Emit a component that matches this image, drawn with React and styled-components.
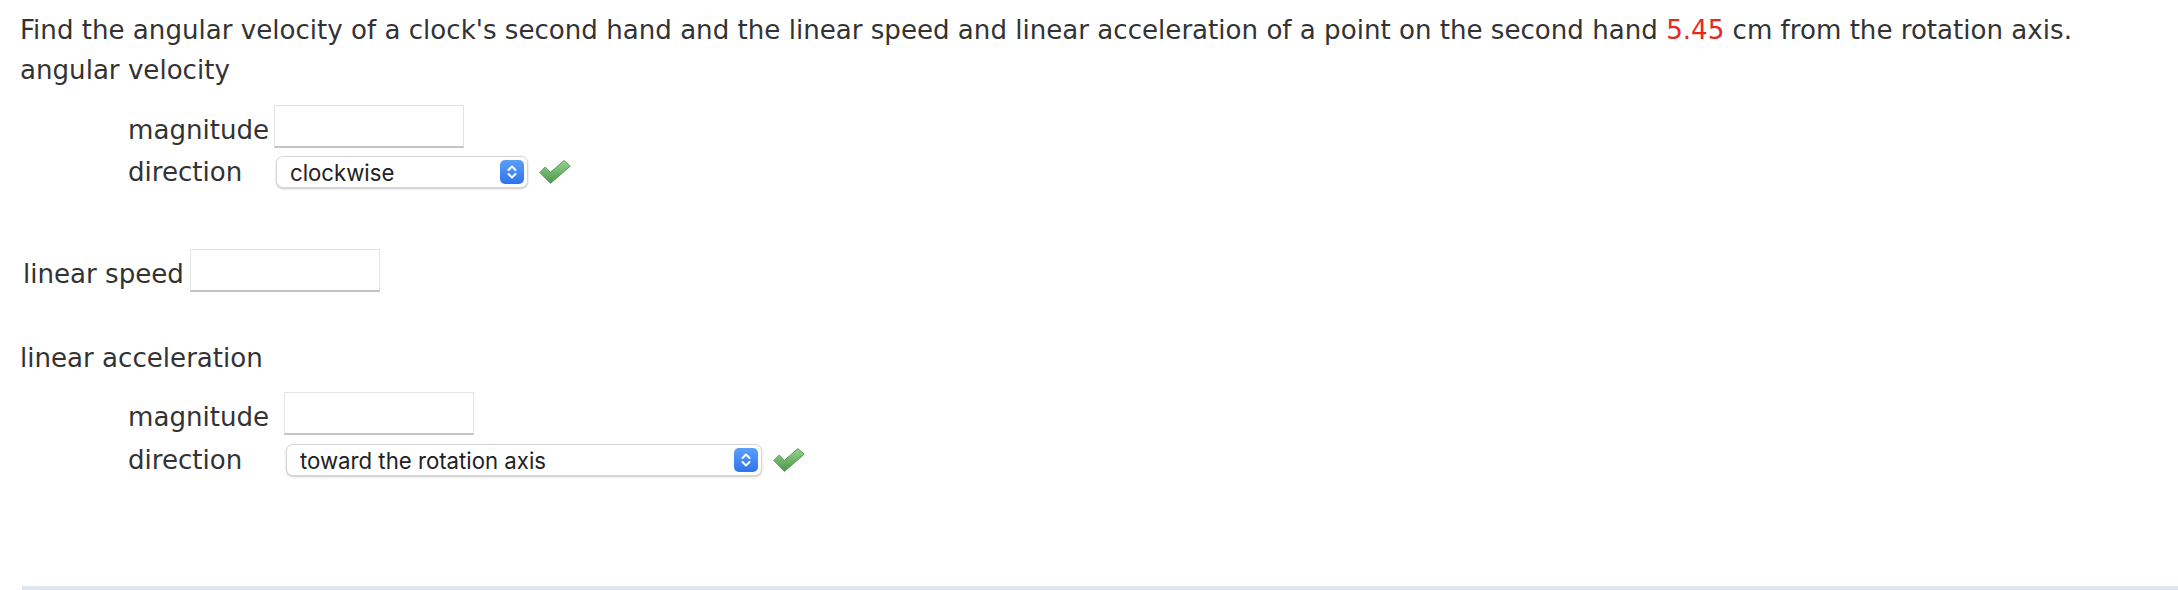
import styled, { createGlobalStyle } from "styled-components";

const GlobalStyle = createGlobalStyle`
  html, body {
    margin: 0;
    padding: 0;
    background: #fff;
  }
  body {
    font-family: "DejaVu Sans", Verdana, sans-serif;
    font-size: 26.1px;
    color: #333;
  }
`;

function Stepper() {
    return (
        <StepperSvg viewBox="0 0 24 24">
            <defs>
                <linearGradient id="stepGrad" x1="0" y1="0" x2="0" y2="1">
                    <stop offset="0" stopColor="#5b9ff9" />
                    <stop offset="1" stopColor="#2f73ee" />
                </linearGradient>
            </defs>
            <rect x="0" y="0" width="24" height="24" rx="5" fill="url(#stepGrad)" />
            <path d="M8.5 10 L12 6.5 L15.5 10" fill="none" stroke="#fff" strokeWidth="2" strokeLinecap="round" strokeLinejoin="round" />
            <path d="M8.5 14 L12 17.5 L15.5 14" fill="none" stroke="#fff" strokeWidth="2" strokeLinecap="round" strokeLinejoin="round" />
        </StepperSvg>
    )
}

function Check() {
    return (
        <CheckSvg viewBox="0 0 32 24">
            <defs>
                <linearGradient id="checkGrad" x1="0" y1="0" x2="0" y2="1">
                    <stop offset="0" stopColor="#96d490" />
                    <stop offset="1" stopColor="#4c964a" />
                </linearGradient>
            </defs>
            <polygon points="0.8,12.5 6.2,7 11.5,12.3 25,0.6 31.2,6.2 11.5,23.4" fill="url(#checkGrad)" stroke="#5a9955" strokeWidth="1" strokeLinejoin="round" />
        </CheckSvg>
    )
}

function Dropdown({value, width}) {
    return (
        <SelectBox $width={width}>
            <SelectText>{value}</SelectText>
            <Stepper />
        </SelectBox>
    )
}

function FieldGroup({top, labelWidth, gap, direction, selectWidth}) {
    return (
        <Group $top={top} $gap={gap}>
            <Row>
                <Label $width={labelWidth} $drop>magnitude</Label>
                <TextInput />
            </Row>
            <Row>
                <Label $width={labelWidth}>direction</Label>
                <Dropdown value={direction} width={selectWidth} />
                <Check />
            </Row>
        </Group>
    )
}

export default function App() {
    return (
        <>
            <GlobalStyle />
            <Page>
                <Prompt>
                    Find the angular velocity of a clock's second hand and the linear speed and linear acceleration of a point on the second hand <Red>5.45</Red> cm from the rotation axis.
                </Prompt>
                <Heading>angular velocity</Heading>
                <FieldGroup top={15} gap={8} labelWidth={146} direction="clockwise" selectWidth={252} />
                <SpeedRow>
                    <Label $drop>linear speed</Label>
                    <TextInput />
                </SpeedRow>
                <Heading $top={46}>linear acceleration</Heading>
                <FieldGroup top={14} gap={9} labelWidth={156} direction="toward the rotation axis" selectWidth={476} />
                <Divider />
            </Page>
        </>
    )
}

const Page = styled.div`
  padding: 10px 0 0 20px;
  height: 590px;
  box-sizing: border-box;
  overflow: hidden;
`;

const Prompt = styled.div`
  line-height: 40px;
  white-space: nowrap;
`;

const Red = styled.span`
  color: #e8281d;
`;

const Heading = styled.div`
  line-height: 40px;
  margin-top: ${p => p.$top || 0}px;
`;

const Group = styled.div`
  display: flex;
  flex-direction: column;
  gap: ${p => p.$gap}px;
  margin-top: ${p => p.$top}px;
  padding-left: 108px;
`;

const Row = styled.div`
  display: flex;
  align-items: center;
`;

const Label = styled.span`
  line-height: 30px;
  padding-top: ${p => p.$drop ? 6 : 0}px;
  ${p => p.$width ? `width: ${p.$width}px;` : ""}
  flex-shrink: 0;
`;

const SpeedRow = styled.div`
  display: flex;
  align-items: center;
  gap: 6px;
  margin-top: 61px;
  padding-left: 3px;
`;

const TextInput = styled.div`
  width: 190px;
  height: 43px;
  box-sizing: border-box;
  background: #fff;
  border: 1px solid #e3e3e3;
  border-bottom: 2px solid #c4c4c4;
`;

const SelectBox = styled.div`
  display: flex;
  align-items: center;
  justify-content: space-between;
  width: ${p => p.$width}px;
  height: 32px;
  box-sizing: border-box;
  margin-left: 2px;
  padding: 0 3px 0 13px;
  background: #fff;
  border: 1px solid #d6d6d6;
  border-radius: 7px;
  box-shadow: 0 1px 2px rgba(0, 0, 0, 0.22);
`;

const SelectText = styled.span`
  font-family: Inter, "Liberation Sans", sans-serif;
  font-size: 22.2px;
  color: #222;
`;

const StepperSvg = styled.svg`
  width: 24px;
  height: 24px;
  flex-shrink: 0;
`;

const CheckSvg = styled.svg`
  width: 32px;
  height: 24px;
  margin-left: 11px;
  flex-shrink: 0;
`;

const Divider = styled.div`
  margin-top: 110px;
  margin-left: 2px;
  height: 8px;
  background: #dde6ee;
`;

_____

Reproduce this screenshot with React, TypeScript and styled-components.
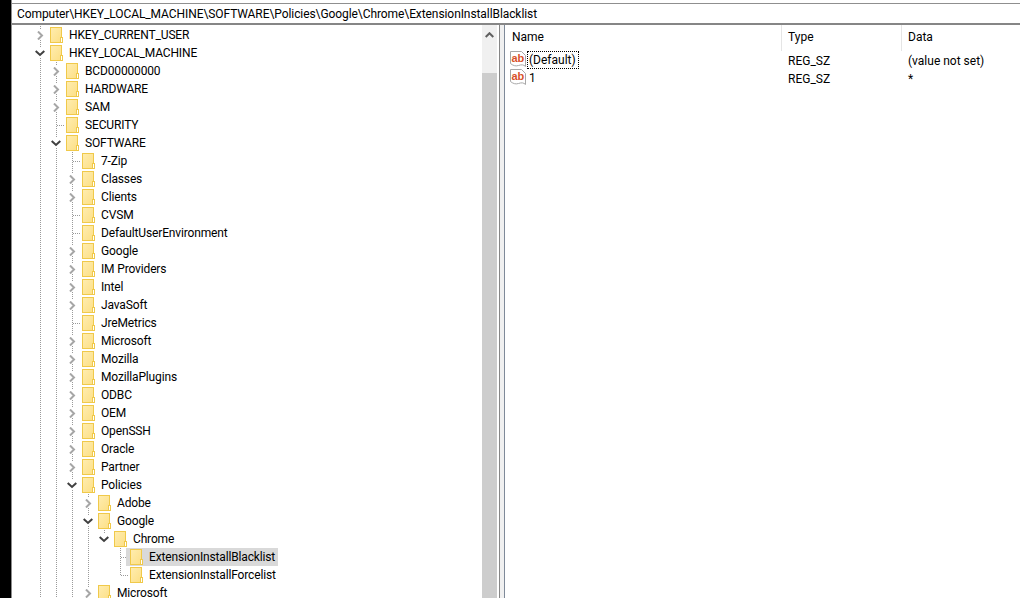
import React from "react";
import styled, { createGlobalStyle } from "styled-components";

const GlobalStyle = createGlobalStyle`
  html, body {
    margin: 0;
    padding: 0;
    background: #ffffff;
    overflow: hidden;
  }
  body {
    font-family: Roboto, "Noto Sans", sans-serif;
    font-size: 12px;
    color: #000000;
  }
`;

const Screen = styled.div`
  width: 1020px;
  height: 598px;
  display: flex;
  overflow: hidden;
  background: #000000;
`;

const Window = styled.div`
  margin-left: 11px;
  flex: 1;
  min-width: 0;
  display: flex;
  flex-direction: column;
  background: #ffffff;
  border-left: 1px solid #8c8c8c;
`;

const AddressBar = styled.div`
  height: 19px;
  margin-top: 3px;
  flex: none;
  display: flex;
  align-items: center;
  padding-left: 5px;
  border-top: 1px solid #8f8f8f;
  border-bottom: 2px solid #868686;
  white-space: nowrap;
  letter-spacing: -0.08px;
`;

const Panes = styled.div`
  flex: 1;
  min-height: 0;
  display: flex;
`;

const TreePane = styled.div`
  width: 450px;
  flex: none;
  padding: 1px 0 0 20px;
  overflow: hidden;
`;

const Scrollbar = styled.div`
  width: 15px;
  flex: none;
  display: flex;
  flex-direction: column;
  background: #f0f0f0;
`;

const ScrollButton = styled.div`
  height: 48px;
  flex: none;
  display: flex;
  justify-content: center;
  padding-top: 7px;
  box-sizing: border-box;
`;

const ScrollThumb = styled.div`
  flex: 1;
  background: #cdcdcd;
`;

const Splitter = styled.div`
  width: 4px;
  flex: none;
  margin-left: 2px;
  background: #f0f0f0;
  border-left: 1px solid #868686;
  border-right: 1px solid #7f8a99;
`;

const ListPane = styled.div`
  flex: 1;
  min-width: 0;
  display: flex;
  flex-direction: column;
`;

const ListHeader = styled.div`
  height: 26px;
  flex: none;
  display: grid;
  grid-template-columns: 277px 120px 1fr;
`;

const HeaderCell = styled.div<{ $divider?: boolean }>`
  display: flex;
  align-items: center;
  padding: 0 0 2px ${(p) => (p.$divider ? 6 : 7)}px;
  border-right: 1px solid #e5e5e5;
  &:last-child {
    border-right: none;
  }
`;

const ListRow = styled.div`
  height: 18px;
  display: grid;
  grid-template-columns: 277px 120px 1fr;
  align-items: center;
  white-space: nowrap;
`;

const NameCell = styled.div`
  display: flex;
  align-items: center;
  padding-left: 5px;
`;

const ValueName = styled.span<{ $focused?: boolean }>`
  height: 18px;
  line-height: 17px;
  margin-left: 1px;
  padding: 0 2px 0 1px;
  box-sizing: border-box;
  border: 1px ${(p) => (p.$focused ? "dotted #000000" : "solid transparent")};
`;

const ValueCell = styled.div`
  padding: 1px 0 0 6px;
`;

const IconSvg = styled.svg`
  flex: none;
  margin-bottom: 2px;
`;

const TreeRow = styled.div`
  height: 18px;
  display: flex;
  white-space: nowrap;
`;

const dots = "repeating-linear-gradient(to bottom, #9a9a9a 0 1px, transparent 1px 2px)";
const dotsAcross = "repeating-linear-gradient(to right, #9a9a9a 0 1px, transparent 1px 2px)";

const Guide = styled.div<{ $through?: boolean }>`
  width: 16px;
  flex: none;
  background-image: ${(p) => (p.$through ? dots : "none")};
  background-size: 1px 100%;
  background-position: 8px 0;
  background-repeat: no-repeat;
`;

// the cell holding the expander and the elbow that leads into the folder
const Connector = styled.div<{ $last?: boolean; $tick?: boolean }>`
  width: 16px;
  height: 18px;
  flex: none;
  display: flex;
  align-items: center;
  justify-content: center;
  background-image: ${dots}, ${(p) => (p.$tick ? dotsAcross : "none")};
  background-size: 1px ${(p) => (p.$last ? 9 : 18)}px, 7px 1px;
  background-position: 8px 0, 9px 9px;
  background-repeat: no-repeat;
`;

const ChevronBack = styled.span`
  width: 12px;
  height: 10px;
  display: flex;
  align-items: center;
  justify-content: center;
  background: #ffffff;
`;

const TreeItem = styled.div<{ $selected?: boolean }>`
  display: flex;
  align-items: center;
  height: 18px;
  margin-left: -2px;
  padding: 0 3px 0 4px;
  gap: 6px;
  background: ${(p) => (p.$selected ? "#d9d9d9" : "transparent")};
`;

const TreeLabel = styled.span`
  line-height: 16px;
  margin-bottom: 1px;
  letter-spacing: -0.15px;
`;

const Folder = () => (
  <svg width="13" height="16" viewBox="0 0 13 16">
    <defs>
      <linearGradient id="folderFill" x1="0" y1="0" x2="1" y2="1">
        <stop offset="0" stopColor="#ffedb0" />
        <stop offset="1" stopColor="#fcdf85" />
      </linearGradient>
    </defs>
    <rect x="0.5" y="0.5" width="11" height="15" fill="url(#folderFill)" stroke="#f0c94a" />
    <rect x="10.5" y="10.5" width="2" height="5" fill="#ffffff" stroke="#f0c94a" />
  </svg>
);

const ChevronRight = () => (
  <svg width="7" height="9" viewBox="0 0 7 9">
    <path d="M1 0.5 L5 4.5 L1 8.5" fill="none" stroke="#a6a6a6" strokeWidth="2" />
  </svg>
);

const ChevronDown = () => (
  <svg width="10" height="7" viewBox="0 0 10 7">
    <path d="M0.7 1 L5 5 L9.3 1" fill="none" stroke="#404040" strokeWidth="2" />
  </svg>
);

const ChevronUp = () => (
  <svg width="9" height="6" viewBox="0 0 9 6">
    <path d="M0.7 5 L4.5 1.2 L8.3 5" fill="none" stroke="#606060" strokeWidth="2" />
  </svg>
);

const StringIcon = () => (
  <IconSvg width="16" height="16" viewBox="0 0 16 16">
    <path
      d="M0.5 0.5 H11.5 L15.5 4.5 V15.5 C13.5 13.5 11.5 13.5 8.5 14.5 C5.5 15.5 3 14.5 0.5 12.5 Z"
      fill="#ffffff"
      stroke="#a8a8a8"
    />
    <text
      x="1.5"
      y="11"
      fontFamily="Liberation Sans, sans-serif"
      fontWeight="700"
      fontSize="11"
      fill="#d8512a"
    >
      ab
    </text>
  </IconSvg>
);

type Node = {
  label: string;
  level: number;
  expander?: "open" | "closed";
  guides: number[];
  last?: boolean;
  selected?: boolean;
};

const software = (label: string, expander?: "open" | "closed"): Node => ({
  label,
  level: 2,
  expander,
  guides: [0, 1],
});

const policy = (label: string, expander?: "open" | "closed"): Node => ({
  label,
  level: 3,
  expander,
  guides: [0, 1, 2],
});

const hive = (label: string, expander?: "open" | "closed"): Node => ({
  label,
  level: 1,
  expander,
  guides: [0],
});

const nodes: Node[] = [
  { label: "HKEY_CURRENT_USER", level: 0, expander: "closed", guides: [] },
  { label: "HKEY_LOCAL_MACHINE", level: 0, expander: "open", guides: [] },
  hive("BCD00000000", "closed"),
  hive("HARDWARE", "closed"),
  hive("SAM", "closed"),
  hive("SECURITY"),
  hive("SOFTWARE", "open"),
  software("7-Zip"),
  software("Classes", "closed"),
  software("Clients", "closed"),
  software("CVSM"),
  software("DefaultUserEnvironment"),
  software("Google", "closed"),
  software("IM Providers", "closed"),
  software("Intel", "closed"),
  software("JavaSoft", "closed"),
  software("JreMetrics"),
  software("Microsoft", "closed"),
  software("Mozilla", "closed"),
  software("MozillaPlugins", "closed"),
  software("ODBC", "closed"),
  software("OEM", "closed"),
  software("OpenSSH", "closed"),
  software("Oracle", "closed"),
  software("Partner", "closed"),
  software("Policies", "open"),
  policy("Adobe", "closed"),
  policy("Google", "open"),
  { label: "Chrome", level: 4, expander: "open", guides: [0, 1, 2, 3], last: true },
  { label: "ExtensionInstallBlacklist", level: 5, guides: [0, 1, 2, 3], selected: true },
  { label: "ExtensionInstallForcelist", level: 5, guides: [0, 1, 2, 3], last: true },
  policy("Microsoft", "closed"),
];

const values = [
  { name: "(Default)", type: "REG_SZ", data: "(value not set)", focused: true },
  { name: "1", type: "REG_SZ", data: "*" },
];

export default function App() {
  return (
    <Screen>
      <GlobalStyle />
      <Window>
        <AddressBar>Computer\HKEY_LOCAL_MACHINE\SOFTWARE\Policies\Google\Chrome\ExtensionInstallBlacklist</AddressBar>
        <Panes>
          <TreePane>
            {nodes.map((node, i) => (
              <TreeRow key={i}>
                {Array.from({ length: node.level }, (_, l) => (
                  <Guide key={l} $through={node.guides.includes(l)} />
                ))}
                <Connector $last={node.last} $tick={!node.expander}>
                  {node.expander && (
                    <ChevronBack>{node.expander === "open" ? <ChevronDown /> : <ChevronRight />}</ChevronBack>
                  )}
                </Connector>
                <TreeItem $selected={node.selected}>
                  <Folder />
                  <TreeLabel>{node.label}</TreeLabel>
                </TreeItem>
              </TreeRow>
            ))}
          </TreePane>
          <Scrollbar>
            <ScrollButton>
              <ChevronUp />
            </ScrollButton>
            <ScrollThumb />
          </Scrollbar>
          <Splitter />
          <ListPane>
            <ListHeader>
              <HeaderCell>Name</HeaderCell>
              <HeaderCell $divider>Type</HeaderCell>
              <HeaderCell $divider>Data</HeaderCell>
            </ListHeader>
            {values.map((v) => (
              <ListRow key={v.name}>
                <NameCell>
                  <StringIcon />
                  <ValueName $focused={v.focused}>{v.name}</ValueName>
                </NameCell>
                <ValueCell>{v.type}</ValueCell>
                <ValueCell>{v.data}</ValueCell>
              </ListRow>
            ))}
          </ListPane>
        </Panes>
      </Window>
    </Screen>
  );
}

_____

> _Work to complete_: Write down every line of the data above that includes the string "with".

> _Output for this exercise_:
Emit a component that matches this image, drawn with React and styled-components.
Reproduce this screenshot with React, TypeScript and styled-components.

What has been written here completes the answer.